La universidad está en crisis, y cada universidad la experimenta a su manera. Merece la pena detenerse en esto, ahora que un nuevo semestre está por comenzar.
Algunas causas de la crisis son extrínsecas: el envejecimiento de la población, combinado con la reducción acelerada y sin precedentes de la tasa de reemplazo generacional; los cambios en las competencias y habilidades que demanda el mundo laboral; la transformación de las expectativas de los jóvenes y la forma en que éstas se reflejan en sus proyectos de vida; el estado de confusión cultural en que están sumidas las sociedades (especialmente en Occidente). Todos ellos son factores estructurales, difíciles de abordar y, por definición, están más allá del dominio propio de las universidades, aunque no por esa razón puedan simplemente ignorarse.
Otras son intrínsecas, y puede que tengan una fuente principal: la erosión del sentido de la universidad, de la idea fundamental sobre lo que la universidad es -y lo que no es, ni debe ser- y sobre el papel que está llamada a cumplir en la sociedad.
Esa erosión tiene diversas expresiones. Las universidades parecen haber olvidado que su objetivo es ante todo intelectual y no moral, y que el centro de gravedad de sus esfuerzos debe ser la profundización, la expansión y la difusión del conocimiento. En cambio, transitan con euforia y desorden el camino del activismo (por eso los campus se han convertido en campamentos), de la innovación (en pos de lo que, en realidad, no es sino una etiqueta o una moda), de una peculiar forma de valorización en el mercado (de ahí su obsesión por las clasificaciones y los índices, que tan nefastas prácticas alimentan en ellas como organización y entre sus profesores).
Las universidades parecen distraídas.
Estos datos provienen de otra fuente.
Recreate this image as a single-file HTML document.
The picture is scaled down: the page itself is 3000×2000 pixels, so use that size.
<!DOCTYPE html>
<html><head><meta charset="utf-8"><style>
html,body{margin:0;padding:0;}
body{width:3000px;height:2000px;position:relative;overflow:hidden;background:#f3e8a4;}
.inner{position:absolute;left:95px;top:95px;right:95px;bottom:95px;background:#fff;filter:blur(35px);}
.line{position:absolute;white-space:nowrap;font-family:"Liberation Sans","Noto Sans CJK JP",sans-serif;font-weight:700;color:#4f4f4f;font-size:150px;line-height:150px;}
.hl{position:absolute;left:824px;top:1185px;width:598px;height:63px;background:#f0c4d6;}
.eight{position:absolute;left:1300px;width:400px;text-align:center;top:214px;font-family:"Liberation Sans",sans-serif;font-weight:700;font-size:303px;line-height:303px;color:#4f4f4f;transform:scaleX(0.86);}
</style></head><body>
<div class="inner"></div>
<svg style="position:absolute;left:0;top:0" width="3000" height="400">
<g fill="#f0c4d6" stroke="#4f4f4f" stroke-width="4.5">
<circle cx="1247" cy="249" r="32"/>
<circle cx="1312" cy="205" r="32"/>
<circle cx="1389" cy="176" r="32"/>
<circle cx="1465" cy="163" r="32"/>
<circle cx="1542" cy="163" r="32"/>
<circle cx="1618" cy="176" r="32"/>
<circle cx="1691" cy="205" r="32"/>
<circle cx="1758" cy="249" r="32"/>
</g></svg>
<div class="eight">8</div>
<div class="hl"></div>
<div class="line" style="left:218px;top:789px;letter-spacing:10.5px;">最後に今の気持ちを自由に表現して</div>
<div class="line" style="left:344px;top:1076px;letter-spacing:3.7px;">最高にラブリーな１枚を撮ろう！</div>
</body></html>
Da la impresión de que, en sus preocupaciones, el conocimiento y la verdad -que son aspiraciones indisociables- ocupan un lugar marginal, desplazados por la acumulación de “sellos de calidad”, el aseguramiento de la “empleabilidad”, la promesa de “espacios seguros”, la oferta de “experiencias”, el compromiso con “la diversidad, la equidad y la inclusión”, la “satisfacción” de los estudiantes,-tratados como clientes a los que hay que “retener” y “complacer” facilitándoles todo, especialmente el “aprendizaje”, que debe ser “práctico”, “pertinente”, “entretenido y ameno”, y rápidamente redituable.
Un peligroso extravío sobre el cual advirtió el cardenal J.H Newman, comisionado para fundar la Universidad Católica de Irlanda: “La educación no busca recrear ni tampoco alcanzar metas o logros; de ser el caso, fácilmente se puede confundir una persona educada con alguien que es ajeno o alejado de vicios y excesos, pero no: la educación es una palabra de un profundo significado, es la formación de la persona (para recibir) el conocimiento”.
Los jóvenes que ingresan a la universidad parecen estar igualmente distraídos como consecuencia del entorno, los estímulos y los mensajes que actualmente prevalecen en la sociedad, a los que, obviamente, no son impermeables. Muchas veces, la universidad hace más bien poco para contrarrestar sus efectos. Antes bien, los refuerza y convalida; y así, los perpetúa.
Lamentablemente, la distracción de las universidades es tal, que no tienen tiempo para detenerse en esto.